Словесность в боевых условиях
Кончалась уже весна сорок третьего, а военный переводчик Бескин, показавший себя в деле, ходивший в тыл к противнику, общавшийся с захваченными в плен немцами, тем не менее не вел ни одного официального допроса пленного в полку. Как уже говорилось, «язык» В обороне — событие, если и приводили, то чаще всего раненых, подбитых, которые отдавали богу душу еще до первого допроса. Чаще разведчики из вылазок приносили всякие документы, бумаги. Зимой применяли и такой распространенный прием: подбирались к немецкой землянке, бросали в печную трубу термитный шарик. Фрицы выскакивали, их пристреливали, а после криков, паники, короткой схватки забирали документы из землянки. В работе с документами Игорь уже набил руку, а вот живого полного допроса так и не получалось.
А тут на рассвете позвонили: взяли «языка», ведут в штаб полка, переводчика немедленно в штаб. Командир полка Болтакс пригласил Игоря в свою землянку, где переводчик и расположился с арсеналом словарей, разговорников, приготовил по форме протокол допроса. Немца привели. Он был ранен в ногу, уже перевязан, но сам идти не мог. Это был фаненюнкер. В немецких военных училищах по окончании офицерское звание сразу не присваивали, выпускались, что мы называли бы, кандидаты в офицеры, недоофицеры. В мирных условиях такой фаненюнкер проходил год стажировки, на фронте — полгода. Звание офицера присваивалось по решению офицерского собрания части. Вот это и был такой «недоофицер». Держался немец довольно нахально, презрительно. Имя, год, место рождения сказал, сам из-под Мекленбурга. Номер части назвать отказался. Но довод, что, 'находясь в обороне столько времени, мы уже сами знаем наперечет все части и прочее, убедил его, разговаривать стало проще. Многое друг у друга переспрашивали, так как не очень четко понимали. Болтакс молчал в сторонке, в допрос не вмешивался. Пленного увели. Поговорили о пленном, о сведениях, полученных от него.

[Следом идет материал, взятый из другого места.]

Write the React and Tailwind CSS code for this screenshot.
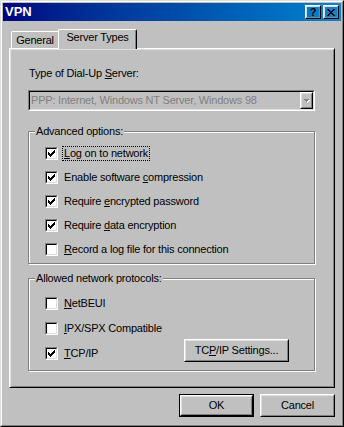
import React from "react";

const FONT = "font-['Liberation_Sans',Arial,sans-serif]";

const CheckMark = () => (
  <svg width="7" height="7" viewBox="0 0 7 7" shapeRendering="crispEdges" className="absolute left-[1px] top-[1px]">
    {[2, 3, 4, 3, 2, 1, 0].map((s, i) => (
      <rect key={i} x={i} y={s} width="1" height="3" fill="#000" />
    ))}
  </svg>
);

const Box = ({ on }) => (
  <span className="block w-[13px] h-[13px] shrink-0 border border-t-[#808080] border-l-[#808080] border-r-white border-b-white">
    <span className="relative block w-[11px] h-[11px] bg-white border border-t-black border-l-black border-r-[#dfdfdf] border-b-[#dfdfdf]">
      {on && <CheckMark />}
    </span>
  </span>
);

const Option = ({ on, focus, children }) => (
  <div className="flex items-center h-[13px]">
    <Box on={on} />
    <span
      className={`ml-[4px] px-[1px] leading-[13px] border ${focus ? "border-dotted border-black" : "border-transparent"}`}
    >
      {children}
    </span>
  </div>
);

const Raised = ({ className, children }) => (
  <div className={`border border-t-white border-l-white border-r-black border-b-black ${className}`}>
    <div className="h-full border border-t-[#dfdfdf] border-l-[#dfdfdf] border-r-[#808080] border-b-[#808080] flex items-center justify-center">
      {children}
    </div>
  </div>
);

const Group = ({ label, className, children }) => (
  <div className={`relative border border-[#808080] shadow-[inset_1px_1px_#fff,1px_1px_#fff] ${className}`}>
    <span className="absolute -top-[7px] left-[6px] px-[1px] bg-[#c0c0c0] leading-[13px]">{label}</span>
    {children}
  </div>
);

const CloseGlyph = () => {
  const rows = [[0, 1, 6, 7], [1, 2, 5, 6], [2, 3, 4, 5], [3, 4], [2, 3, 4, 5], [1, 2, 5, 6], [0, 1, 6, 7]];
  return (
    <svg width="8" height="7" viewBox="0 0 8 7" shapeRendering="crispEdges">
      {rows.map((r, y) => r.map((x) => <rect key={`${x}-${y}`} x={x} y={y} width="1" height="1" fill="#000" />))}
    </svg>
  );
};

const TitleBar = () => (
  <div className="h-[18px] flex items-center justify-between pl-[2px] pr-[2px] bg-linear-to-r from-[#000080] to-[#1084d0]">
    <span className="text-white font-bold text-[13px] tracking-[0px] leading-[18px]">VPN</span>
    <div className="flex gap-[2px]">
      <Raised className="w-[16px] h-[14px]">
        <span className="font-bold text-[11px] leading-[10px]">?</span>
      </Raised>
      <Raised className="w-[16px] h-[14px]">
        <CloseGlyph />
      </Raised>
    </div>
  </div>
);

const Tabs = () => (
  <div className="flex items-end h-[19px] pl-[2px]">
    <div className="w-[47px] h-[17px] pt-[2px] text-center leading-[13px] border-l border-t border-white rounded-tl-[2px]">
      General
    </div>
    <div className="relative z-10 w-[79px] h-[20px] -mb-px pt-[1px] text-center leading-[13px] bg-[#c0c0c0] border-l border-t border-r border-l-white border-t-white border-r-black rounded-t-[2px] shadow-[inset_-1px_0_#808080]">
      Server Types
    </div>
  </div>
);

const Combo = () => (
  <div className="mt-[10px] h-[21px] border border-t-[#808080] border-l-[#808080] border-r-white border-b-white">
    <div className="h-full flex border border-t-black border-l-black border-r-[#dfdfdf] border-b-[#dfdfdf]">
      <span className="flex-1 pl-[1px] leading-[17px] text-[#808080]">
        PPP: Internet, Windows NT Server, Windows 98
      </span>
      <Raised className="w-[13px] h-[17px]">
        <svg width="6" height="4" viewBox="0 0 6 4" shapeRendering="crispEdges">
          <path d="M1 1h5v1h-1v1h-1v1h-1z" fill="#fff" />
          <path d="M0 0h5v1h-1v1h-1v1h-1v-1h-1v-1h-1z" fill="#808080" />
        </svg>
      </Raised>
    </div>
  </div>
);

export default function App() {
  return (
    <div
      className={`w-[344px] h-[427px] bg-[#c0c0c0] text-[11px] tracking-[-0.2px] text-black ${FONT} border border-t-[#dfdfdf] border-l-[#dfdfdf] border-r-black border-b-black`}
    >
      <div className="h-full p-[1px] border border-t-white border-l-white border-r-[#808080] border-b-[#808080]">
        <TitleBar />
        <div className="px-[6px] pt-[8px]">
          <Tabs />
          <div className="h-[340px] pl-[18px] border border-l-white border-t-white border-r-black border-b-black shadow-[inset_1px_1px_#dfdfdf,inset_-1px_-1px_#808080]">
            <div className="w-[287px]">
              <div className="mt-[18px] ml-[1px] leading-[13px]">
                Type of Dial-Up <u>S</u>erver:
              </div>
              <Combo />
              <Group label="Advanced options:" className="mt-[20px] h-[133px] pt-[15px] pl-[16px]">
                <div className="flex flex-col gap-[11px]">
                  <Option on focus>
                    <u>L</u>og on to network
                  </Option>
                  <Option on>
                    Enable software <u>c</u>ompression
                  </Option>
                  <Option on>
                    Require <u>e</u>ncrypted password
                  </Option>
                  <Option on>
                    Require <u>d</u>ata encryption
                  </Option>
                  <Option>
                    <u>R</u>ecord a log file for this connection
                  </Option>
                </div>
              </Group>
              <Group label="Allowed network protocols:" className="mt-[14px] h-[93px] pt-[18px] pl-[16px]">
                <div className="flex flex-col">
                  <Option>
                    <u>N</u>etBEUI
                  </Option>
                  <div className="mt-[12px]">
                    <Option>
                      <u>I</u>PX/SPX Compatible
                    </Option>
                  </div>
                  <div className="mt-[4px] flex items-start">
                    <div className="mt-[8px]">
                      <Option on>
                        <u>T</u>CP/IP
                      </Option>
                    </div>
                    <Raised className="ml-auto mr-[25px] w-[105px] h-[23px]">
                      TC<u>P</u>/IP Settings...
                    </Raised>
                  </div>
                </div>
              </Group>
            </div>
          </div>
        </div>
        <div className="mt-[6px] flex justify-end gap-[6px] pr-[6px]">
          <div className="w-[75px] h-[23px] border border-black">
            <Raised className="h-full">OK</Raised>
          </div>
          <Raised className="w-[75px] h-[23px]">Cancel</Raised>
        </div>
      </div>
    </div>
  );
}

— Ну, а теперь о допросе. Я вас внимательно слушал, но так и не понял, на каком языке вы его допрашивали? На немецком? На еврейском?
— Да я ни слова по-еврейски не знаю! — изумился Игорь.
— Я понимаю, волновались, впервые-то, но тем не менее с языком надо работать серьезно. Знания — это тяжелая работа.
Убедиться, что изучение языка — дело серьезное, пришлось вскорости. Неподалеку от занимаемого дивизией участка обороны располагалась у немцев испанская "Голубая дивизия». А в приносимых разведчиками документах частенько мелькали слова "шпанише рейтерн» — испанские всадники и что прибыло этих самых рейтерн сколько-то эшелонов и размещены они на переднем крае. Какие-то кавалерийские испанские части? В дополнение к своей же пехотной «Голубой дивизии»? А почему бы и нет? Кроме того, раз прибыла кавалерия — жди наступления: конница в обороне не сидит! С другой стороны — в условиях лесисто-болотистой местности кавалерии делать нечего. Даже наш конный корпус, с которым по весне сражались за гороховый концентрат, и тот расформирован. Разведчик — это не только логика, догадки, но и проверка догадок. Игорь несколько раз лазил на подслушивание — не ржут ли где кони, но — тихо!